Down here in WA the Salmon return forecasts include counts of jack Salmon at dams on the Columbia & ocean trawls for plankton species & juvenile Salmon; dunno to what extent DFO goes to to conduct similar research. In the end, it would appear that our forecasts down here got it really wrong last year. IMO I don't think we have an idea what all the variables in the Salmon abundance forecasting equation are. My motto about fishing is that everything matters, some things matter more, & what maters more is subject to frequent & largely unpredictable change. OBD, being a true climate change denier & the flawed logic in your signature, I think that your expectations on the capabilities of science in general are unrealistic. This is not intended as a personal attack as this trait is not uncommon nor an indication of lack of intelligence.

FYI i like the bar chart & realize that declining commercial Chinook catches COULD have much to do with regulations changes from the Pacific Salmon Treaty. In conclusion the data in the bar graph seems much more incomplete that the PRELIMINARY 2018 SALMON OUTLOOK
 
Eric, not cool buddy. Everyone has the right to an opinion on the "theory" of climate change & the effect man has on it.
 
Thanks for highlighting the difference between a "belief" and "scientific consensus", ILHG. We can all own our own "beliefs" - but that shouldn't translate into rejecting the scientific consensus - unfortunately some people confuse the 2. Some PR firms paid by those who wish the status quo for their clients to remain unchanged - want us to confuse the 2...
 
Eric, not cool buddy. Everyone has the right to an opinion on the "theory" of climate change & the effect man has on it.

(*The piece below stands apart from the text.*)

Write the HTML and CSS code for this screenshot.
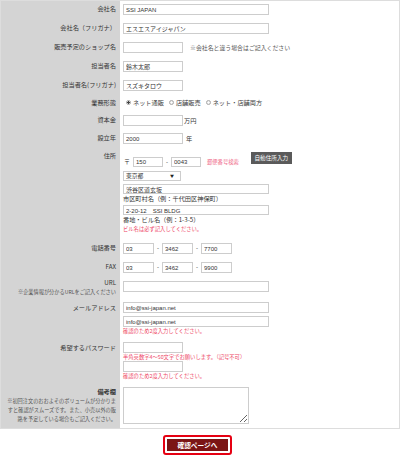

Last time I checked this is a sport fishing forum & a thread on Salmon abundance predictions. I have no problem with OBD expressing opinions that are "on-ssubject" & not blatant lies, but the stuff in his signature has no business on this site (IMO of course). All it does is encourage hate & discontent, & trying to equate weather forecasts made by meteorologists with actual measured climate data is insulting to my intelligence.